Summary: An eccentric billionaire invites four people to experience a nondescript ‘wondrous moment’/to see an equally nondescript ‘item’ in his mansion.

should we bring back living room pits? honest question.

After a two-episode stint in the first half of the 20th century, we’re back in the (late) 1970s, 1979 to be exact, and the soundtrack has brought the synths to prove it. Speaking of synthesis, one of the characters looks like one of Bill Carradine and John Carpenter, but it is actually Peter Weller of RoboCop fame. Did I already mention this takes place in 1979? And wow does this feel like a short story. I know the others have (mostly) been adapted from short stories, too, but this really feels like one, and I don’t even know why or how. Because it’s mostly dialogue, maybe? Do I have a cheap idea of short stories? Bien entendu, I’m not saying this is a good or bad thing, just that it, yeah, feels like a short story. Yeah, feels: the episode is quite successful at establishing this kind of post-hippie, Vangelis mood (get together, you music producer, you astrophysicist, you novelist, you psychic, in this cybersyn-quoting living room pit, and design the future), a mood vaguely menacing, but only insofar as serious topics only ever reach a certain conversational water surface, dragging some darkness with them, but are then diluted and/or intensified in wholly other discourses; billboard slogans, zen koans, actions of dictators, emotions of dictators, dictator’s zodiac signs: what’s the difference, what’s in a life? Pass me that joint. Values dissolve like ice cubes: there’s something creepy about that, indeed. But that’s not the sort of creepy The Viewing is interested in. The Viewing is interested in extraterrestrials that make your head explode (did I already mention that this takes place in 1979?), and there’s nothing wrong about that. There’s a yellow Ferrari that has already appeared in The Outside, only in a different colour (red), and speaking of yellow, there’s more than a bit of good ol’ giallo influence to the whole thing. Believe me when I tell you this whole thing could have been made in Italy. There’s not only a textbook example of foreshadowing, there’s also an equally textbook example of Chekhov’s gun (it’s golden!). Beautiful. A case could be made that the episode is not horror, but Science Fiction, and that’s not only a good thing, but also rather typical for something made in 1979. But wait, this only takes place in 1979. Anyway. When Sofia Boutella tells you to take cocaine, you take cocaine. There’s no development. Nothing is a metaphor. Everything is vibe.

Also in this episode: “Daddy-o”, billionairesplaining, COPIOUS amounts of blow.

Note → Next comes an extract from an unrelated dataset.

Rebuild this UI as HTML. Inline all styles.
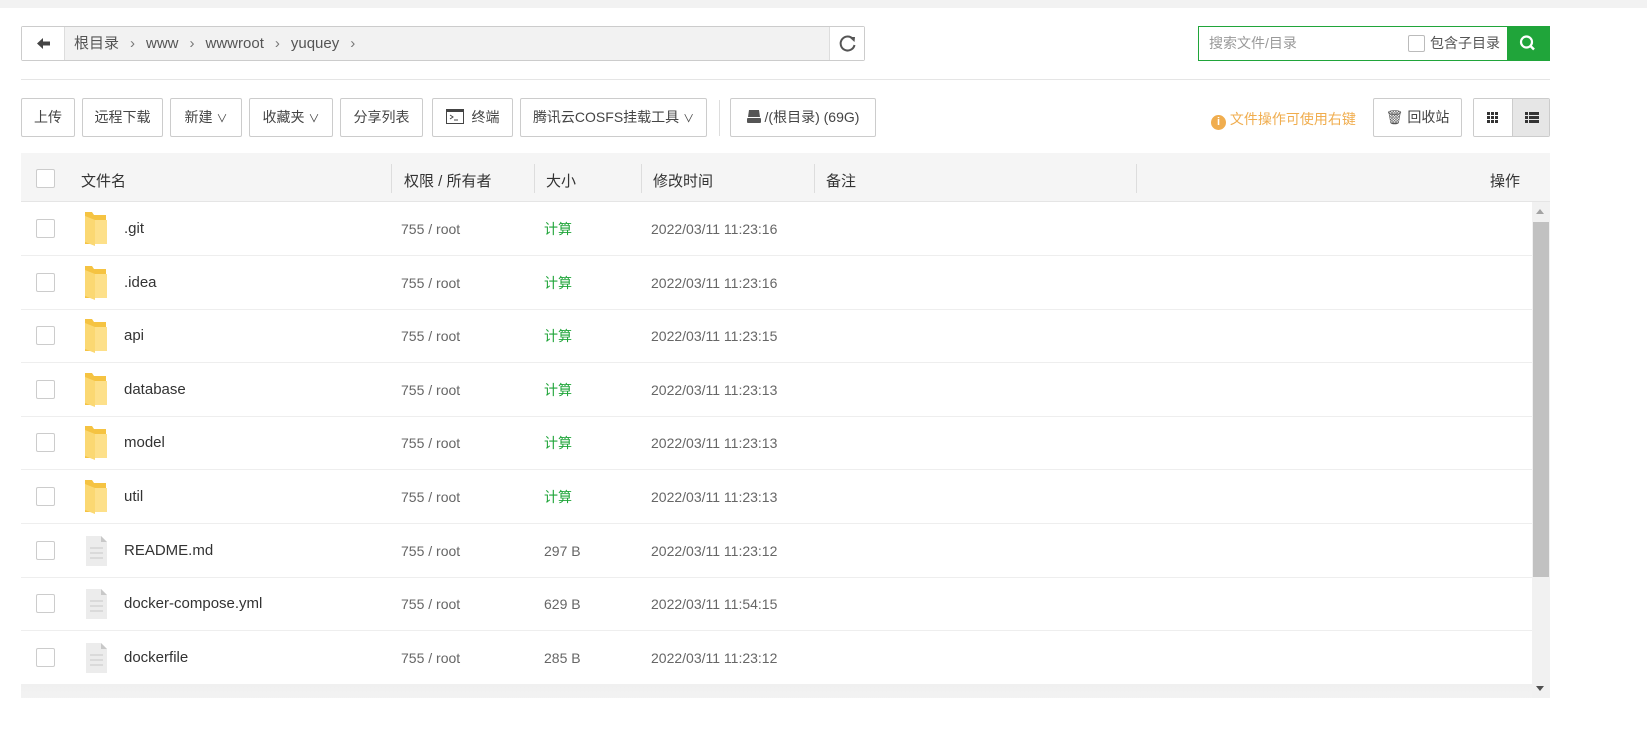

tl;dr: Seven out of ten ominous synth notes


E08: The Murmuring


Summary: Having recently lost their child, an ornithologist couple moves into a lakeside cottage to study the swarm movements of dunlins and finds the house to harbor strange occurrences.

grief.wav

Well, I’m afraid something is a metaphor, so this is no longer my territory. No idea how to review.

tl;dr: Ten out of ten things that stand for zero


Don't expect me to sum this up. It is what it is, and there will be more like it. How's that for horror?